A sus 69 años, Carrión se mantuvo en primera fila de combate hasta el final. La tercera oleada arrinconó a los españoles, sin apenas pólvora y con al menos una decena de bajas. No obstante, su disciplina les permitió resistir con paciencia en la trinchera, hasta que el rumor de derrumbe entre las tropas piratas se transformó en un estruendo. Entre la batalla y la persecución que ejecutaron sin piedad los españoles por la orilla, Tay Fusa perdió a 800 tripulantes. Ni siquiera sus samuráis sirvieron de gran cosa a pesar de su imponente estampa, con aquellas máscaras grotescas y sus armaduras pintorescas. Lo espectacular del equipo ocultaba que la carencia de hierro de buena calidad y las peculiares condiciones de las guerras japonesas convertían sus armas y su material en algo endeble frente al acero europeo.

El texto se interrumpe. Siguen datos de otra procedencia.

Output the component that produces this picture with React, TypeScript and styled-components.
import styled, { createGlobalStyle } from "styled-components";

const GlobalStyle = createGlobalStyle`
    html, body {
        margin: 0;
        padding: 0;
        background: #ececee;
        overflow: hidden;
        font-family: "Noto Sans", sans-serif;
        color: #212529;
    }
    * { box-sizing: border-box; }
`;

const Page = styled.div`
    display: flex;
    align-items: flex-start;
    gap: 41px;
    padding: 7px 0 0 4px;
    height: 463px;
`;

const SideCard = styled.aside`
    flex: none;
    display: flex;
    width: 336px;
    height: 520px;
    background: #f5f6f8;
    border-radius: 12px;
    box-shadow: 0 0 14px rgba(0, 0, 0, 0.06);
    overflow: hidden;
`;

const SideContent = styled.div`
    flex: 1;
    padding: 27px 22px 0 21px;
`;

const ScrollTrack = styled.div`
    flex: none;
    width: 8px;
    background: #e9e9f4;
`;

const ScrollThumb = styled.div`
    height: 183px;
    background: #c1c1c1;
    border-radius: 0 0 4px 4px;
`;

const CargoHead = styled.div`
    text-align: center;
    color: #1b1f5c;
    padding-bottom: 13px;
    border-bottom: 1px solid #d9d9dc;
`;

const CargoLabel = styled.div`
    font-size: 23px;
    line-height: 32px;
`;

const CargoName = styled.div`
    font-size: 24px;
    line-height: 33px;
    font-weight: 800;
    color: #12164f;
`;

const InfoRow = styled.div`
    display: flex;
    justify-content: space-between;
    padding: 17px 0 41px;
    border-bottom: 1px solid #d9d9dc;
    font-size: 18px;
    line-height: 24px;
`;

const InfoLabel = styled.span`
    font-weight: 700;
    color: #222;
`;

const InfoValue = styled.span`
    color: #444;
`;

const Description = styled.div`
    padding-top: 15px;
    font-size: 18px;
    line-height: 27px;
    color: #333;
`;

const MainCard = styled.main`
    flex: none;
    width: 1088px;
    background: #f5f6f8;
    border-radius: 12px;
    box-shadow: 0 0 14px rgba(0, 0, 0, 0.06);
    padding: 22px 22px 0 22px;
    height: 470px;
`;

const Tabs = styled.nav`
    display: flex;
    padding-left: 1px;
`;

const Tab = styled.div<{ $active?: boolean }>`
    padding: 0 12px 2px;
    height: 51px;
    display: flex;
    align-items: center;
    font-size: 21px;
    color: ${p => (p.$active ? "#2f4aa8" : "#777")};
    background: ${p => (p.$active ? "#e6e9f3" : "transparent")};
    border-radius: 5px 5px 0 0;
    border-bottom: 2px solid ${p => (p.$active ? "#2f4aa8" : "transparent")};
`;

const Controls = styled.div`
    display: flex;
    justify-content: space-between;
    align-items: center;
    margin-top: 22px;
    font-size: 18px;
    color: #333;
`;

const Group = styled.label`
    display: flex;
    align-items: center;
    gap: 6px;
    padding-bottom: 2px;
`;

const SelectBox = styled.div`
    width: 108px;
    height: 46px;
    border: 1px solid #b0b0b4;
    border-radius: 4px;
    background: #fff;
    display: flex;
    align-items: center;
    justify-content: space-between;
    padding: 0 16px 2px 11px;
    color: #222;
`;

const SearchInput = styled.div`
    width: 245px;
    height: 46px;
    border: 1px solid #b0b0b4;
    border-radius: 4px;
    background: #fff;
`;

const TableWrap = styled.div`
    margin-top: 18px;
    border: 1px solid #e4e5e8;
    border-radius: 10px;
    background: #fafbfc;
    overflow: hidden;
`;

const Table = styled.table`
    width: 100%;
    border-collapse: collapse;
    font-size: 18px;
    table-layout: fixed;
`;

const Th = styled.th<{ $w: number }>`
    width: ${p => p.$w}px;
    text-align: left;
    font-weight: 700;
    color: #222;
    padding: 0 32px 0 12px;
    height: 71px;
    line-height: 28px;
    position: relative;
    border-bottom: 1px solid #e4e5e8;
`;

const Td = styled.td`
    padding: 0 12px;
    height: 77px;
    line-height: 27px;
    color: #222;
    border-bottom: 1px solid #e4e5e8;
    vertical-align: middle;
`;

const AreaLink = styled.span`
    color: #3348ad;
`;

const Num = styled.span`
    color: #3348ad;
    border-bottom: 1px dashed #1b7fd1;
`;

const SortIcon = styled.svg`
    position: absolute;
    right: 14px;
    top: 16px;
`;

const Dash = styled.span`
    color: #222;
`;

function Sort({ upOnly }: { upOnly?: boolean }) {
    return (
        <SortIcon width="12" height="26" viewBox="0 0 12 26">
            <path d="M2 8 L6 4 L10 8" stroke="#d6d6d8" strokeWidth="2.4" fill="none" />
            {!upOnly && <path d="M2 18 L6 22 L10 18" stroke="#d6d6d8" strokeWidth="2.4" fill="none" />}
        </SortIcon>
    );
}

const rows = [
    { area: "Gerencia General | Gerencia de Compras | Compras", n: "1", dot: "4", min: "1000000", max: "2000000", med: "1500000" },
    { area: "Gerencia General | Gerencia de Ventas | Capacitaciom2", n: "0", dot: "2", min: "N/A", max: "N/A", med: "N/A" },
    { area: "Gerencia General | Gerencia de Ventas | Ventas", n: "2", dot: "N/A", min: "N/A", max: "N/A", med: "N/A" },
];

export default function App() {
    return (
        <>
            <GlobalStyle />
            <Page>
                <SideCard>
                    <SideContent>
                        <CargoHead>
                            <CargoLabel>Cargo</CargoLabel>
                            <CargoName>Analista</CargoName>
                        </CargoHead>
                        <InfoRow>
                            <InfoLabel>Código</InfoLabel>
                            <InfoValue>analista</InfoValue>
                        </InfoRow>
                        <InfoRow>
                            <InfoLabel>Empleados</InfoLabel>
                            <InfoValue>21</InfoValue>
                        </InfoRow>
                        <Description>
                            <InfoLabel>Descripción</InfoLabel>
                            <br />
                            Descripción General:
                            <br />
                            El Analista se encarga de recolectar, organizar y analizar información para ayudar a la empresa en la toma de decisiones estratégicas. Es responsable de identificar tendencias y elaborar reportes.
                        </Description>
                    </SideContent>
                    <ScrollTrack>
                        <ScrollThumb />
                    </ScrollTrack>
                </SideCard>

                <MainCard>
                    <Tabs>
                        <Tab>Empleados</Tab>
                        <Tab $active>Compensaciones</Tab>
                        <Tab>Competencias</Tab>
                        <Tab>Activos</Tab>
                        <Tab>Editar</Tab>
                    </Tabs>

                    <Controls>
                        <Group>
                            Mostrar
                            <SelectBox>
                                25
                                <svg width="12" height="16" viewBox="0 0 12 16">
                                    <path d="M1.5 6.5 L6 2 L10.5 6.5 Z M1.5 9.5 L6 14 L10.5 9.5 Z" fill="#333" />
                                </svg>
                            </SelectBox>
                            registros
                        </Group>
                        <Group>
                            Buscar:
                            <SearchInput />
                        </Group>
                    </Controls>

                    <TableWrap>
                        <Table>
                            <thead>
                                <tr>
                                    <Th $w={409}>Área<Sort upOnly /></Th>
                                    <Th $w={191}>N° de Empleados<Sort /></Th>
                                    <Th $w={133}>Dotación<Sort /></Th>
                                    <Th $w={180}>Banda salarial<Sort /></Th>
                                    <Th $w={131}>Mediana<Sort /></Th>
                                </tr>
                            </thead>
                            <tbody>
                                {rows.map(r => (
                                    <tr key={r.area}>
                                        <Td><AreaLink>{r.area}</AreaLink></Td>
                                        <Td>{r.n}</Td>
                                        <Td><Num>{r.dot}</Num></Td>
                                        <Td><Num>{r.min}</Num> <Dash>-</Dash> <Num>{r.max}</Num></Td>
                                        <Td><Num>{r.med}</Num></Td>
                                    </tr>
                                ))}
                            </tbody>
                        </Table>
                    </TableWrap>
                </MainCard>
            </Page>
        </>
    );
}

Antes que Carrión se enfrentara a los «ronin», los soldados portugueses habían comprobado que la imbatibilidad de los samuráis era cosa de Asia. El portugués Joao Pereira llegó en 1565 a las inmediaciones de Nagasaki al mando de una carraca y un pequeño galeón, que además de las habituales mercancías, transportaba a numerosos mercaderes chinos. Unos pocos cientos de samuráis emboscaron a los portugueses cuando estaban desembarcando material a tierra. Los japoneses abordaron al rayar el alba la popa e incluso pudieron llevarse el escritorio del capitán y otras riquezas de su camarote. El contraataque portugués expulsó sin más a los samuráis de su barco. Hicieron luego fuego cruzado ambos navíos sobre las embarcaciones japonesas, desencadenando una gran carnicería sobre la cubierta atestada de guerreros. Los japoneses tuvieron setenta muertos y más de doscientos heridos.
La historia de Juan Pablo Carrión se desvaneció tras los combates de Cagayán, que bastaron para alejar la creciente presencia japonesa de los alrededores de Filipinas. El castellano fundó en esta tierra Nueva Segovia, como puesto defensivo contra sucesivas incursiones piratas. Impresionados por la actuación de los europeos, los pueblos indígenas de Cagayán se dividieron entre los que se querían aliar con los españoles y, al otro lado, los que continuaron años combatiéndolos en el montañoso interior de Luzón.